The property the researchers wanted to optimize for companies in a VC investment portfolio is volatility. This is measured in terms of growth, generally. In the startup world, companies progress up a staircase of funding rounds with names you've probably heard like series A and series B and so forth. At each step, the startup gets a new infusion of cash as a new batch of investors pour in new money.

Volatility is measured here in terms of how unpredictable this progression is for a given company. If some startup sits around at one funding level for a while but then all of a sudden makes a huge leap through several funding rounds, that's better than if it had progressed through the same funding rounds in the same period but at a steady rate.

So, in other words, for a startup growth is good, but erratic growth is better.

Hunter and Zaman were able to collect data on over 83,000 companies via startup databases Crunchbase and Pitchbook.

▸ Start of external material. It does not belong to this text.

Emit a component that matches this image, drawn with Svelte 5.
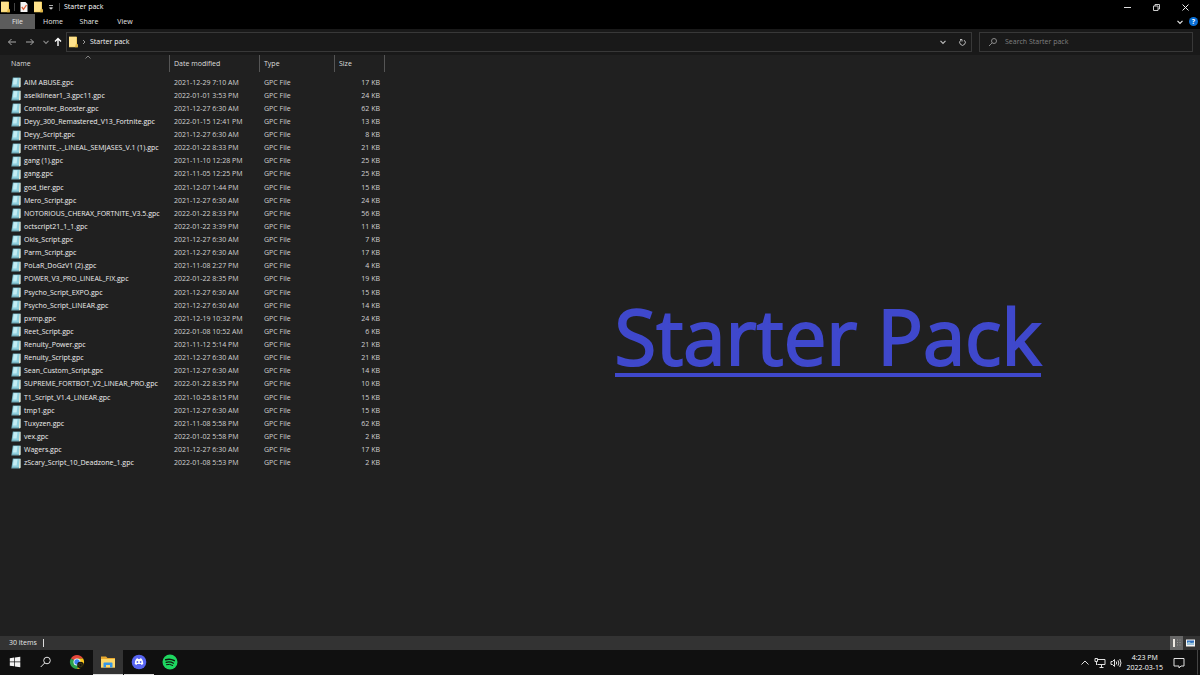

They then correlated this data with information on LinkedIn, which gave information on the educational and job histories of startup employees. With all of this data, they came up with a set of startup properties (or features) that could be used to develop a predictive model. So: machine learning.

What Hunter and Zaman found is that the things that positively impact volatility are pretty normal features of a solid company. More than anything else this is an experienced founder. Which is something that investors already use to judge potential investments, right?

That's the kind of funny thing about the results of Hunter and Zaman's work. While their framework handily beats real-world VC investors it's doing so by maximizing some pretty obvious features, like founder experience.

"I want to say like I found some secret sauce that VC investors weren't aware of, but our analysis showed that the things VCs look for are the things we found that are the keys to success," Zaman said. "No big revelation."

As to why the framework is able to make better predictions about startup success even though it's honing in on the same desired features as human investors, Zaman thinks it's a matter of how the algorithm is measuring things like founder experience compared to how investors measure it in the real-world. In the latter case, it's likely that experience is measured more quantitatively and intuitively while the algorithm is using only quantitative data (like, say, years of education). The message there would be to make investment decisions based on measurable quantities and not gut feelings.